In 1983, Wilson wrote Fences, which opened on Broadway in 1987 and went on to win a Pulitzer Prize, a Tony Award and the New York Drama Critics' Circle Award for best play of the year.

At this point, having already written three plays, each set in a different decade of the twentieth century, Wilson set for himself the task of writing seven additional plays, one for each of the remaining decades in the century, each illuminating the African American experience of that time.

Before the 1980s were over, four more of Wilson's plays won New York Drama Critics' Circle Awards, and one of these plays-The Piano Lesson-won Wilson his second Pulitzer Prize. In the 1990s, two more plays won Circle awards. Two Trains Running was cited as the best American Play of 1991-92, and Seven Guitars was recognized as the best new play in 1995-96. August Wilson was taking the theater world by storm.

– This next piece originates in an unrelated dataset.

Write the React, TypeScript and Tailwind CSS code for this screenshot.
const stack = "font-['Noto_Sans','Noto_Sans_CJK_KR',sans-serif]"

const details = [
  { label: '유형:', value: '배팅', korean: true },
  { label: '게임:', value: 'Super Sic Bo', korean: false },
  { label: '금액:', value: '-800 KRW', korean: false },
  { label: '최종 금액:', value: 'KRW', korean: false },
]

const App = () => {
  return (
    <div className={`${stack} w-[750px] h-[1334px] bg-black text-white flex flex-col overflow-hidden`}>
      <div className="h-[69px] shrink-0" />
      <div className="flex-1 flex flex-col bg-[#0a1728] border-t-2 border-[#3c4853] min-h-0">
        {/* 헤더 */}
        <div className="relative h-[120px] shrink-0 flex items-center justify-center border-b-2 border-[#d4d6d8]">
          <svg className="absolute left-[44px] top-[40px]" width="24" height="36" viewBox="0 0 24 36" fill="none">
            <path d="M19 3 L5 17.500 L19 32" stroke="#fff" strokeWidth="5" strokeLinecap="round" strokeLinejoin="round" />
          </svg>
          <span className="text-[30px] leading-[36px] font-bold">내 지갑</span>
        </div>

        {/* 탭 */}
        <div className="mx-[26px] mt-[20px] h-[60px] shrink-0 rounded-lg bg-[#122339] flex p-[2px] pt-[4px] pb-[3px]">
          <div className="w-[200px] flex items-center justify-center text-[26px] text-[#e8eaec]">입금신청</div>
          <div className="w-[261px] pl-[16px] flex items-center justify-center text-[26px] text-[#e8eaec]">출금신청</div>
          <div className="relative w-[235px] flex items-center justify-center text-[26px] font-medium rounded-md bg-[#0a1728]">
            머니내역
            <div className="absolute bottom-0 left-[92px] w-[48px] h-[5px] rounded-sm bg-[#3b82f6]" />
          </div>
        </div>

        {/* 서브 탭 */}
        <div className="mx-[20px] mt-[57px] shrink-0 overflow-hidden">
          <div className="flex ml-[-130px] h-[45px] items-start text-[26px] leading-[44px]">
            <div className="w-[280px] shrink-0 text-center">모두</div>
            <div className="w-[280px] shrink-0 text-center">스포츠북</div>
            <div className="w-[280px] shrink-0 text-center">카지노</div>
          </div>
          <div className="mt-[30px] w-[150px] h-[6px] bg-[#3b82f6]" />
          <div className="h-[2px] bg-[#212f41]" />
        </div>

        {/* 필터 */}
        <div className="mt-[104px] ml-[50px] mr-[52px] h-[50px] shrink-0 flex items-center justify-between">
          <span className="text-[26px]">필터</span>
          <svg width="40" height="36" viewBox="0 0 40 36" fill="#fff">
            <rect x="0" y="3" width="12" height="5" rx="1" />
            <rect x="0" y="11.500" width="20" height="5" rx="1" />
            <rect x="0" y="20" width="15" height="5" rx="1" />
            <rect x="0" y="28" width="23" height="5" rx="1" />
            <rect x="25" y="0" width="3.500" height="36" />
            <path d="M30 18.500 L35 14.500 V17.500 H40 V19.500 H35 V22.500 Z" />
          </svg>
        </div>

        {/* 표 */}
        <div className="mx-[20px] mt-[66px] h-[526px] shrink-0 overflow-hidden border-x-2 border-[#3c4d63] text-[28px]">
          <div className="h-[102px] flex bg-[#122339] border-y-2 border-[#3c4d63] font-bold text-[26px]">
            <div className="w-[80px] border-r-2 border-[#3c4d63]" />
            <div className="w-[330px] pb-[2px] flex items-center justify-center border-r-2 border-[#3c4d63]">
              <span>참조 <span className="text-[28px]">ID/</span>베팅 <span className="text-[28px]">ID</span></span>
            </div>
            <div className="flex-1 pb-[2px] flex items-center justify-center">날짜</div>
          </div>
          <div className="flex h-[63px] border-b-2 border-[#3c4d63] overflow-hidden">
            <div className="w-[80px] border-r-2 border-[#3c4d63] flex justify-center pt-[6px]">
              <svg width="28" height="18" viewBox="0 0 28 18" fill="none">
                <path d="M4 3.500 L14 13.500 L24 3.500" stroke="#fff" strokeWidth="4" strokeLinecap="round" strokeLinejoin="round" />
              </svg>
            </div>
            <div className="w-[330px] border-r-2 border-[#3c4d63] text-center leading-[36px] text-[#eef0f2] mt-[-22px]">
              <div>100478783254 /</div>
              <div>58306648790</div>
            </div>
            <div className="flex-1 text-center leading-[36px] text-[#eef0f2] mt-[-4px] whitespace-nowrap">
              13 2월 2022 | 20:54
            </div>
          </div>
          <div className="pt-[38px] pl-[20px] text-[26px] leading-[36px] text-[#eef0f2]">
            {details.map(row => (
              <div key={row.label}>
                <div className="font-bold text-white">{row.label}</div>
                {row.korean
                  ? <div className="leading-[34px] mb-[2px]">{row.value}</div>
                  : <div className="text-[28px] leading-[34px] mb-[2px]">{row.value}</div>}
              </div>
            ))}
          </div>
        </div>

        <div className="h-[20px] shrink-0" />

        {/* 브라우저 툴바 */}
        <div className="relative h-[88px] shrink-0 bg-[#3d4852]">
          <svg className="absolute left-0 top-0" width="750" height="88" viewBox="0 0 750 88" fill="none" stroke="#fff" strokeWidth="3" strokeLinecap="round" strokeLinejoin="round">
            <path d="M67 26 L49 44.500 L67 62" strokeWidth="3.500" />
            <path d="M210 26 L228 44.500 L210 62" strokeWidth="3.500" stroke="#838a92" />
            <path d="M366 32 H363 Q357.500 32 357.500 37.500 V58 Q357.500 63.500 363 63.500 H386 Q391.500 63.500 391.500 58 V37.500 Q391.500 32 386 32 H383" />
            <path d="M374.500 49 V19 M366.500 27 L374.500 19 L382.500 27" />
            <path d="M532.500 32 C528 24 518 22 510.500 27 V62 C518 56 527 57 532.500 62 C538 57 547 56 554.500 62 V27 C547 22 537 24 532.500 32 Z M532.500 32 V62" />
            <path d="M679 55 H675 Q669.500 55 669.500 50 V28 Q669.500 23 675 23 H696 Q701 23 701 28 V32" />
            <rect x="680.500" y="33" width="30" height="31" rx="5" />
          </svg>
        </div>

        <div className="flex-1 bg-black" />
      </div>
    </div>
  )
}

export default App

In addition to these creative efforts, Wilson sought to strengthen and promote African American theatre. Following a public debate with critic/producer Robert Brustein in January 1997 in New York City concerning race, culture and theatre, Wilson convened a conference on African American Theater at Dartmouth in 1998. As a result of that meeting, the African Grove Institute of Arts was born as a home for African American theatre, and August Wilson serves as chairman of its board of directors.

To date, Wilson has written eight of the plays he will include in his ten-play series. The eighth, King Hedley II, is scheduled to premiere on December 15 in Wilson's hometown of Pittsburgh. The premiere will inaugurate the newly built Pittsburgh Public Theatre.

The last two plays in the cycle-which will cover the first and last decades of the century-are yet to come. The process of writing these plays, Wilson says, will begin with a single line of dialog that surfaces from his creative depths. Gradually, characters will begin to reveal themselves and Wilson will come to know them and the story they wish to tell.